L. E. Sissman | |
Birth Name: | Louis Edward Sissman |
Birth Date: | 1 January 1928 |
Birth Place: | Detroit, Michigan, U.S. |
Alma Mater: | Harvard University |
Awards: | Golden Rose Award National Book Critics Circle Award for Poetry (1978) |
Louis Edward Sissman (January 1, 1928 Detroit – March 10, 1976) was an American poet and advertising executive.
Sissman was raised in Detroit. He went to private schools, and in 1941 he became a national spelling champion when he won the 17th Scripps National Spelling Bee. He was a Quiz Kid.
Near the end of World War II Sissman entered Harvard. He was expelled but returned, graduating in 1949 as Class Poet.

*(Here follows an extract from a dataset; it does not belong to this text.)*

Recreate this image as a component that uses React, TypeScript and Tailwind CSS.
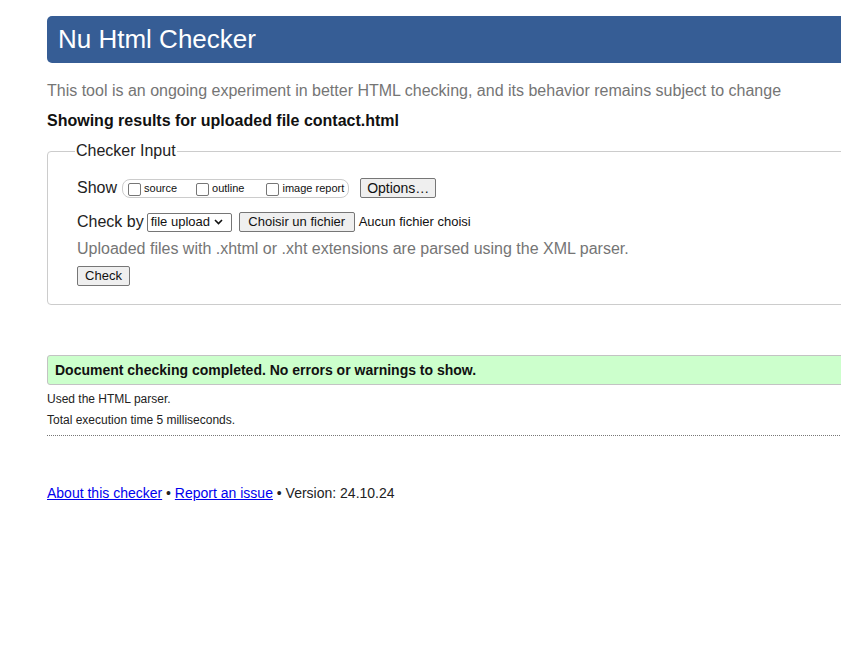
import React from "react";

const Checkbox = () => (
  <span className="inline-block w-[13px] h-[13px] border border-[#767676] rounded-[2px] bg-white mr-[3px] translate-y-[1px]" />
);

export default function App() {
  return (
    <div className="w-[841px] h-[663px] overflow-hidden bg-white text-[#1a1a1a] font-['Liberation_Sans',Arial,sans-serif]">
      <div className="pl-[47px] pt-[16px] w-[1000px]">
        <div className="h-[47px] bg-[#365d95] rounded-l-[5px] flex items-center pl-[11px]">
          <h1 className="text-white text-[26px] leading-none translate-y-[-1px]">Nu Html Checker</h1>
        </div>
        <p className="text-[#757575] text-[16px] mt-[19px] leading-[18px]">
          This tool is an ongoing experiment in better HTML checking, and its behavior remains subject to change
        </p>
        <p className="font-bold text-[16px] mt-[12px] leading-[18px] text-[#111]">Showing results for uploaded file contact.html</p>

        <div className="relative mt-[21px] border border-[#cccccc] rounded-l-[4px] h-[154px]">
          <span className="absolute left-[27px] top-[-10px] bg-white px-[1px] text-[16px] leading-[18px] text-[#222]">Checker Input</span>
          <div className="pl-[29px] pt-[26px]">
            <div className="flex items-center h-[20px]">
              <span className="text-[16px] text-[#222]">Show</span>
              <span className="ml-[5px] flex items-center h-[19px] border border-[#cccccc] rounded-[8px] pl-[5px] pr-[4px] text-[11px] text-[#111]">
                <span className="flex items-center"><Checkbox />source</span>
                <span className="flex items-center ml-[19px]"><Checkbox />outline</span>
                <span className="flex items-center ml-[22px]"><Checkbox />image report</span>
              </span>
              <span className="ml-[11px] h-[20px] w-[76px] flex items-center justify-center bg-[#efefef] border border-[#767676] rounded-[2px] text-[14px] text-[#111]">Options…</span>
            </div>
            <div className="flex items-center h-[20px] mt-[14px]">
              <span className="text-[16px] text-[#222]">Check by</span>
              <span className="ml-[3px] h-[19px] w-[85px] flex items-center border border-[#767676] rounded-[2px] pl-[3px] text-[13px] text-[#111]">
                file upload
                <svg className="ml-[4px]" width="9" height="6" viewBox="0 0 9 6"><path d="M1 1l3.5 3.5L8 1" stroke="#111" strokeWidth="1.6" fill="none" /></svg>
              </span>
              <span className="ml-[7px] h-[20px] w-[116px] flex items-center justify-center bg-[#efefef] border border-[#767676] rounded-[2px] text-[13px] text-[#111]">Choisir un fichier</span>
              <span className="ml-[4px] text-[13px] text-[#111]">Aucun fichier choisi</span>
            </div>
            <p className="text-[#757575] text-[16px] mt-[8px] leading-[18px]">
              Uploaded files with .xhtml or .xht extensions are parsed using the XML parser.
            </p>
            <span className="mt-[8px] h-[20px] w-[53px] flex items-center justify-center bg-[#efefef] border border-[#767676] rounded-[2px] text-[13px] text-[#111]">Check</span>
          </div>
        </div>

        <div className="mt-[50px] h-[30px] bg-[#ccffcc] border border-[#c3c3c3] rounded-l-[3px] flex items-center pl-[7px]">
          <span className="font-bold text-[14px] text-[#111]">Document checking completed. No errors or warnings to show.</span>
        </div>
        <p className="text-[12px] text-[#222] mt-[7px] leading-[14px]">Used the HTML parser.</p>
        <p className="text-[12px] text-[#222] mt-[7px] leading-[14px]">Total execution time 5 milliseconds.</p>
        <div className="mt-[8px] border-t border-dotted border-[#777]" />

        <p className="mt-[49px] text-[14px] text-[#222] leading-[16px]">
          <a href="#" className="text-[#0000ee] underline">About this checker</a> • <a href="#" className="text-[#0000ee] underline">Report an issue</a> • Version: 24.10.24
        </p>
      </div>
    </div>
  );
}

In the 1950s he worked at Prentice-Hall as a copyeditor in New York City. In the 1960s he worked at odd jobs, including campaigning for John F. Kennedy. Eventually, he was hired by Quinn and Johnson Advertising, in Boston, and he rose to the position of Creative Vice President. He married Anne, and lived in Still River.
In 1965, he discovered he had Hodgkin lymphoma. He fought the disease for a decade. He wrote book reviews and poems for The New Yorker,[1] monthly columns for The Atlantic, and was published in Harper's Magazine.[2]